Wednesday, January 27, 2010
1. It isn’t about what you’re doing, it’s about how hard you’re working! Always ask yourself: Am I working as hard as I can be? There’s a guy at the gym who gets on the StairMaster every day, and I can always tell when he gets to the financial section—he slows down. If you’re able to read the paper, you probably aren’t working hard enough. People think, for example, that the elliptical machine isn’t an effective form of cardio, but it can be—anything can be. When you’re on the elliptical machine, the key is to look at your strides per minute, find a strides-per-minute marker that makes you really push yourself (it’ll be different for everyone, but most people should try not to go under 100), and then work to stay within five strides more or less than that for the duration of your workout.
2. Set the bar at 100%. When it comes to your fitness goals, if you say to yourself, “I’m going to aim for an average body,” you’re setting the bar low, so the results may be even lower. Shoot for a “perfect” body, and you’ll be pretty darn happy when you get a pretty rockin’ one.
3. When you’re building a house, you have to take the time to step outside of it and look at what you’ve done. It’s important to stop from time to time to acknowledge what an amazing thing you’re doing for yourself and how far you’ve come—however far you’ve come. Don’t wait until you’ve reached your final goal to pat yourself on the back—or to take a break! Everyone deserves one.
4. When it comes to food, don’t always trade down. Constant deprivation is no way to live. Don’t always skip the delicious stuff for raw carrots and brown rice.
5. The scale causes more injuries than any other piece of equipment in the gym. When I opened my gym, I got rid of the scales! Stepping on a scale empowers an inanimate object—every time you get on it, you turn over the helm of your emotional well being to something that doesn’t care about you. Just think about how you feel when you’re working hard and loving your body, and then the numbers on the scale tell you you’ve gained four pounds! Want to know if you’ve gained or lost weight? Put on your favorite pair of jeans.
6. Squats are the king of all exercises. They’re a multijoint compound move that work the biggest muscle group of the body—the gluts. Metabolically, consider squats your BFF.

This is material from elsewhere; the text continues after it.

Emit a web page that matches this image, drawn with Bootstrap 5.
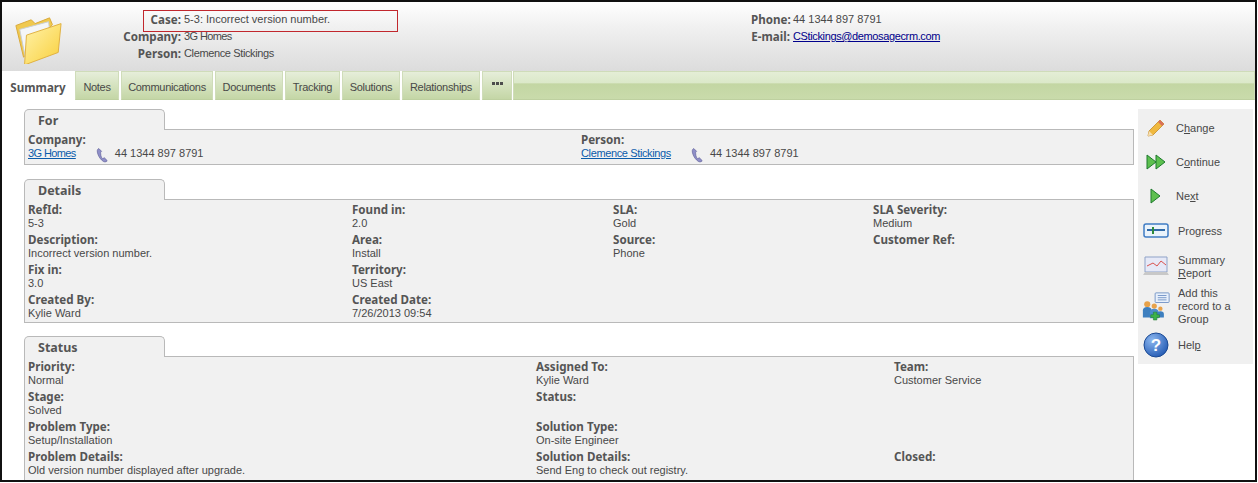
<!DOCTYPE html>
<html lang="en"><head><meta charset="utf-8"><title>Case 5-3</title>
<link href="https://cdn.jsdelivr.net/npm/bootstrap@5.3.0/dist/css/bootstrap.min.css" rel="stylesheet">
<script src="https://cdn.jsdelivr.net/npm/bootstrap@5.3.0/dist/js/bootstrap.bundle.min.js"></script>
<style>
html,body{margin:0;background:#fff;height:483px;overflow:hidden}
body{font:11px/13px "Liberation Sans",Arial,sans-serif;color:#484848}
b{font-family:"Noto Sans",sans-serif;font-size:11.6px;font-weight:700;color:#555}
.crm-tight{letter-spacing:-.37px}
.crm-tighter{letter-spacing:-.6px}
.crm-frame{width:1257px;height:482px;border:2px solid #111;overflow:hidden;position:relative}
.crm-head{height:69px;background:linear-gradient(#fff,#f1f1f1 35%,#dcdcdc);display:grid;grid-template-columns:62px 687px 1fr;padding-top:9px}
.crm-logo{margin:3px 0 0 11px}
.crm-hgrid{display:grid;grid-auto-rows:17px;align-items:center;column-gap:3px;align-self:start}
.crm-hgrid b{text-align:right;white-space:nowrap}
.crm-h1{grid-template-columns:117px 1fr}
.crm-h2{grid-template-columns:39px 1fr}
.crm-mail{color:#00008b}
.crm-red{position:absolute;left:141px;top:8px;width:255px;height:22px;border:1px solid #c1272d}
.crm-tabs{height:30px;display:flex;gap:2px;padding-left:1px}
.crm-tab{display:flex;align-items:center;justify-content:center;height:29px;padding-top:3px;border:1px solid #cfdcb9;border-bottom-color:#bed0a0;background:linear-gradient(#e6eeda,#d3e1bc 55%,#c4d6a6);color:#484848;letter-spacing:-.3px}
.crm-tab.on{background:#fff;border-color:#fff;height:30px;letter-spacing:0}
.crm-w1{width:70px}.crm-w2{width:44px}.crm-w3{width:92px}.crm-w4{width:68px}.crm-w5{width:55px}.crm-w6{width:58px}.crm-w7{width:78px}.crm-w8{width:30px;padding:0 0 5px}
.crm-dot{width:3px;height:3px;background:#4c4c4c;margin:0 .5px}
.crm-fill{flex:1;margin-left:-1px;background:linear-gradient(#e4eed6,#dbe8c9 40%,#c3d6a3 44%,#c9dbab)}
.crm-body{display:flex;padding-left:22px;padding-top:8px;gap:4px}
.crm-main{width:1110px;display:flex;flex-direction:column;gap:14px}
.crm-main section:last-child{margin-top:-1px}
.crm-ttl{width:141px;height:21px;border:1px solid #b9b9b9;border-bottom:0;border-radius:5px 5px 0 0;background:#f1f1f1;font:700 12.5px/22px "Noto Sans",sans-serif;padding-left:13px;color:#555;position:relative;z-index:1;margin-bottom:-1px}
.crm-box{border:1px solid #b9b9b9;background:#f1f1f1;padding:4px 3px 4px;display:grid;row-gap:4px}
.crm-box b{display:block;line-height:11px;margin-bottom:2px}
.crm-c2{grid-template-columns:553px 1fr}
.crm-c4{grid-template-columns:324px 261px 260px 1fr;padding-bottom:2px}
.crm-c3{grid-template-columns:508px 358px 1fr}
.crm-cell{height:26px;white-space:nowrap}
.crm-lnk{color:#0b5cab}
.crm-ph{vertical-align:-2px;margin:-4px 6px -4px 20px}
.crm-side{width:115px;height:255px;background:#f0f0f0;display:grid;grid-template-rows:38px 30px 38px 32px 39px 40px 38px;padding-left:4px}
.crm-act{display:flex;align-items:center;gap:6px}
.crm-ic{width:28px;flex:none;display:flex;justify-content:center}
.crm-gap{gap:8px}
</style></head><body>
<div class="crm-frame">
 <header class="crm-head">
  <svg class="crm-logo" width="50" height="50" viewBox="0 0 52 50"><defs><linearGradient id="fg" x1="0" y1="0" x2="1" y2="1"><stop offset="0" stop-color="#fff3ac"/><stop offset="1" stop-color="#f9cf3a"/></linearGradient></defs><path d="M3 11 L19 5 l4 4 L38 3 l3 7 -30 34z" fill="#f0c94f" stroke="#d9a93a"/><path d="M7 15 L37 7 l3 26 -27 12z" fill="#f4f6f8" stroke="#c9cfd6"/><path d="M14 21 L50 9 l-3 30 -35 13z" fill="url(#fg)" stroke="#e0b03f"/></svg>
  <div class="crm-hgrid crm-h1"><b>Case:</b><span>5-3: Incorrect version number.</span><b>Company:</b><span class="crm-tighter">3G Homes</span><b>Person:</b><span class="crm-tight">Clemence Stickings</span></div>
  <div class="crm-hgrid crm-h2"><b>Phone:</b><span>44 1344 897 8791</span><b>E-mail:</b><a class="crm-mail crm-tight" href="#">CStickings@demosagecrm.com</a></div>
  <div class="crm-red"></div>
 </header>
 <nav class="crm-tabs">
  <div class="crm-tab on crm-w1"><b>Summary</b></div><div class="crm-tab crm-w2">Notes</div><div class="crm-tab crm-w3">Communications</div><div class="crm-tab crm-w4">Documents</div><div class="crm-tab crm-w5">Tracking</div><div class="crm-tab crm-w6">Solutions</div><div class="crm-tab crm-w7">Relationships</div><div class="crm-tab crm-w8"><i class="crm-dot"></i><i class="crm-dot"></i><i class="crm-dot"></i></div><div class="crm-tab crm-fill"></div>
 </nav>
 <div class="crm-body">
  <main class="crm-main">
   <section>
    <div class="crm-ttl">For</div>
    <div class="crm-box crm-c2">
     <div class="crm-cell"><b>Company:</b><a class="crm-lnk crm-tighter" href="#">3G Homes</a><svg class="crm-ph" width="13" height="16" viewBox="0 0 14 16"><path d="M3 1c-2 1-2 3-1 6s3 6 6 8c2 1 4 0 4-1l-3-3-2 1C5 10 5 7 5 5l1-1z" fill="#8f8fc8" stroke="#5d5d96" stroke-width=".7"/></svg>44 1344 897 8791</div>
     <div class="crm-cell"><b>Person:</b><a class="crm-lnk crm-tight" href="#">Clemence Stickings</a><svg class="crm-ph" width="13" height="16" viewBox="0 0 14 16"><path d="M3 1c-2 1-2 3-1 6s3 6 6 8c2 1 4 0 4-1l-3-3-2 1C5 10 5 7 5 5l1-1z" fill="#8f8fc8" stroke="#5d5d96" stroke-width=".7"/></svg>44 1344 897 8791</div>
    </div>
   </section>
   <section>
    <div class="crm-ttl">Details</div>
    <div class="crm-box crm-c4">
     <div class="crm-cell"><b>RefId:</b>5-3</div><div class="crm-cell"><b>Found in:</b>2.0</div><div class="crm-cell"><b>SLA:</b>Gold</div><div class="crm-cell"><b>SLA Severity:</b>Medium</div>
     <div class="crm-cell"><b>Description:</b>Incorrect version number.</div><div class="crm-cell"><b>Area:</b>Install</div><div class="crm-cell"><b>Source:</b>Phone</div><div class="crm-cell"><b>Customer Ref:</b></div>
     <div class="crm-cell"><b>Fix in:</b>3.0</div><div class="crm-cell"><b>Territory:</b>US East</div><div class="crm-cell"></div><div class="crm-cell"></div>
     <div class="crm-cell"><b>Created By:</b>Kylie Ward</div><div class="crm-cell"><b>Created Date:</b>7/26/2013 09:54</div><div class="crm-cell"></div><div class="crm-cell"></div>
    </div>
   </section>
   <section>
    <div class="crm-ttl">Status</div>
    <div class="crm-box crm-c3">
     <div class="crm-cell"><b>Priority:</b>Normal</div><div class="crm-cell"><b>Assigned To:</b>Kylie Ward</div><div class="crm-cell"><b>Team:</b>Customer Service</div>
     <div class="crm-cell"><b>Stage:</b>Solved</div><div class="crm-cell"><b>Status:</b></div><div class="crm-cell"></div>
     <div class="crm-cell"><b>Problem Type:</b>Setup/Installation</div><div class="crm-cell"><b>Solution Type:</b>On-site Engineer</div><div class="crm-cell"></div>
     <div class="crm-cell"><b>Problem Details:</b>Old version number displayed after upgrade.</div><div class="crm-cell"><b>Solution Details:</b>Send Eng to check out registry.</div><div class="crm-cell"><b>Closed:</b></div>
    </div>
   </section>
  </main>
  <aside class="crm-side">
   <div class="crm-act"><span class="crm-ic"><svg width="20" height="20" viewBox="0 0 20 20"><path d="M2 18l1-5L14 2l4 4L7 17z" fill="#f0b93f" stroke="#c48a2a" stroke-width=".8"/><path d="M14 2l4 4-2 2-4-4z" fill="#d9705a"/><path d="M2 18l1-5 4 4z" fill="#f5dfb5"/></svg></span><span>C<u>h</u>ange</span></div>
   <div class="crm-act"><span class="crm-ic"><svg width="20" height="16" viewBox="0 0 20 16"><path d="M1 1l9 7-9 7z" fill="#5dc04f" stroke="#1e7b2e"/><path d="M10 1l9 7-9 7z" fill="#5dc04f" stroke="#1e7b2e"/></svg></span><span>C<u>o</u>ntinue</span></div>
   <div class="crm-act"><span class="crm-ic"><svg width="12" height="16" viewBox="0 0 12 16"><path d="M1 1l9 7-9 7z" fill="#5dc04f" stroke="#1e7b2e"/></svg></span><span>Ne<u>x</u>t</span></div>
   <div class="crm-act crm-gap"><span class="crm-ic"><svg width="26" height="16" viewBox="0 0 26 16"><rect x="1" y="1" width="24" height="13" rx="2" fill="#eaf3fb" stroke="#3f7cc4" stroke-width="1.5"/><path d="M4 7h18" stroke="#2f6aa8" stroke-width="2"/><path d="M10 4v7" stroke="#2e8b3c" stroke-width="2"/></svg></span><span>Progress</span></div>
   <div class="crm-act crm-gap"><span class="crm-ic"><svg width="28" height="21" viewBox="0 0 28 21"><path d="M3 1h22v15H3z" fill="#e6e9f7" stroke="#8fa3c8"/><path d="M5 10l6-3 4 3 4-5 5 4" fill="none" stroke="#d9534f"/><path d="M1 19h26l-2-3H3z" fill="#c8c8c8"/></svg></span><span>Summary<br><u>R</u>eport</span></div>
   <div class="crm-act crm-gap"><span class="crm-ic"><svg width="32" height="32" viewBox="0 0 32 32"><rect x="15" y="1" width="16" height="11" rx="1" fill="#e8f0fb" stroke="#6d8fc4"/><path d="M18 4h10M18 6.500h10M18 9h10" stroke="#6d8fc4"/><circle cx="6" cy="14" r="3.500" fill="#e8a24a"/><path d="M1 29v-8q0-4 5-4t5 4v8z" fill="#3d7fbf"/><circle cx="14" cy="16" r="3" fill="#e8a24a"/><path d="M9 30v-7q0-4 5-4t5 4v7z" fill="#4a8ccc"/><circle cx="21" cy="19" r="2.500" fill="#e8a24a"/><path d="M17 29v-4q0-3 4-3t4 3v4z" fill="#3d7fbf"/><path d="M10 26h3v-3h4v3h3v3h-3v3h-4v-3h-3z" fill="#3cb34a" stroke="#1e7b2e" stroke-width=".6"/></svg></span><span>Add this<br>record to a<br>Group</span></div>
   <div class="crm-act crm-gap"><span class="crm-ic"><svg width="26" height="26" viewBox="0 0 26 26"><defs><radialGradient id="hb" cx=".35" cy=".3" r=".8"><stop offset="0" stop-color="#8db8f0"/><stop offset="1" stop-color="#1d55b0"/></radialGradient></defs><circle cx="13" cy="13" r="12" fill="url(#hb)" stroke="#1b4a94"/><text x="13" y="19" text-anchor="middle" font-family="Liberation Sans" font-weight="700" font-size="17" fill="#fff">?</text></svg></span><span>Hel<u>p</u></span></div>
  </aside>
 </div>
</div>
</body></html>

7. Go to bed. Pick up a copy of Power Sleep, by James Mass, and I swear you’re going to say to everything that’s causing your sleep deprivation, “Screw you, I’m going to bed!”
8. You can’t “blow it” in a week. Even if you’ve had a week of holiday parties and eggnog overload, don’t give up. You don’t have to start from scratch! I once ate a jar (a whole jar!) of peanut butter every night for a month (just to see how it would affect my body), and I gained eight pounds that month. A little weight gain is reversible—just don’t let eight pounds turn into 40!
9. If it ain’t working, fix it. I’ve heard some very overweight people at the gym say, “The treadmill is the best form of cardio, so that’s all I’m going to do.” And for years now, I’ve seen them walking on the treadmill every day, and they are still really big. If you’ve been at something for some time now—an eating plan, a workout—and aren’t seeing results, isn’t that a sign that you should try something different?
10. Use music to motivate you. If I had to pick one song to work out to on repeat, it would be Prince’s “Let’s Go Crazy.”
11. Don’t be a closet eater. A lot of people get into trouble with “closet eating”—eating in isolation. If I challenged you to eat everything you wanted to eat—but eat it in front of other people—I could almost guarantee you’d eat less. There’s a level of accountability when you eat with other people. And if you’re home alone, and going to binge, eat in front of the mirror. The response is like seeing a photo of yourself drunk—you might think, “God, I don’t want to be that girl.” The same aversion to seeing yourself gorge might apply.
12. You don’t bulk up from working out, you get big from eating. People ask me if I train women differently so they don’t get big with weight training. No! When I was training Amber Valletta, she was doing pull-ups. Do you think she’s big?
13. Switch it up. If you’re doing the same workout every day, going for the same run, lifting the same weights, your body will know what to expect, and will do as little as it has to do to get you through the workout. Changing your routine forces your body to adapt to the new stimuli. That adaptation will cause a change in your body, and change is what you’re after, right? That’s why I plan a new workout for my clients—like Leah Remini, Bruce Willis and Hugh Jackman—every single day. Plus, mentally they stay more engaged (and don’t dread the workout) when they don’t know what’s coming. But you don’t have to overhaul your workout every single day. If you’re running on the treadmill, add a hill. If you’re running outside, run in a different direction. If you’re strength training, change the number of reps, the order of your workout—or even what kind of music you listen to or the type of fitness clothes you wear.
14. Remember that everything you do in the gym makes a difference in the way you live your life outside of the gym. The brownie tastes better when there’s no guilt for eating it. Your relationships with other people are more satisfying. Even your work in the office is more productive when you know you’ve gotten up in the morning to do something for you.